Author(s):Gourvish, Terry
Abe, Etsuo
Reviewer(s):Godley, Andrew C.

Published by EH.NET (February 1999)

Etsuo Abe and Terry Gourvish (eds.), Japanese Success? British Failure? Comparisons in Business Performance since 1945. Oxford: Oxford University Press, 1997. xii + 288. Tables, charts and index. #40.00 hardback (no $ price listed), ISBN 0-19-829058-6.

Reviewed for H-business by Andrew Godley, Centre for International Business History, Department of Economics, University of Reading, UK.

The question marks in the book’s title are apposite. At the century’s end the conventions in the debate on British and Japanese economic performance are being turned on their head. The contributions here were originally presented by Japanese and British scholars at a special conference held at the Business History Unit, LSE, in 1994. Terry Gourvish, the Unit’s Director, writes that the debate has moved on since the early Japanese ‘miracle’ identifiers of the 1960s and 1970s, and indeed since the excessive pessimism in Britain in the 1970s and 1980s , and that a reassessment of the conventional approaches to these two countries post-war business and economic histories is now required.

The book is divided into five parts, with chapters from a Japanese and British perspective on each of the themes of government-industry relations, management structures, education and training, and finance, before concluding with case studies of the automobile and electronics sectors.
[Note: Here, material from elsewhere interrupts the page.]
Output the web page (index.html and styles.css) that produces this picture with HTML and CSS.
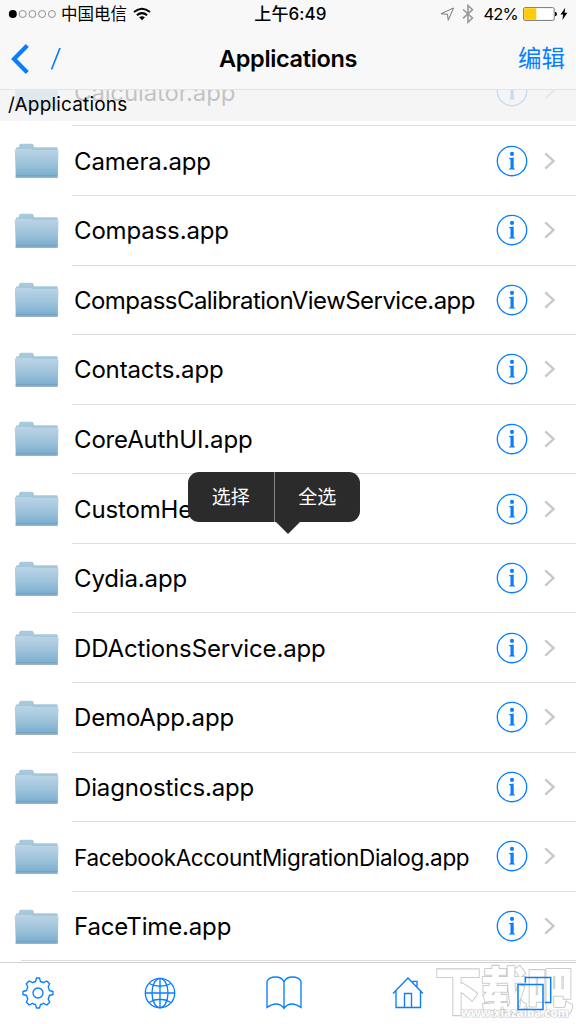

The book’s aim is to provide an appropriate starting point for interested researchers. The thematic chapters achieve this goal, especially those which explicitly embrace the comparative perspective. Etsuo Abe, for example, rehearses the MITI debate, before pausing and suggesting that much of the debate has actually been fairly poorly specified; and that, rather, MITI’s policies need to be assessed on a case by case basis. As is now well known, MITI was sometimes successful, sometimes not, in part because of favoritism to Big Business. Abe’s principal conclusion is that MITI’s greatest asset was the powerful social force for consensus. As Jim Tomlinson points out, it was the absence of any kind of social pressure towards consensus which lay at the continuing opposition of business interests to British government policy in the post-war years, and so stymied any equivalent policy initiatives there.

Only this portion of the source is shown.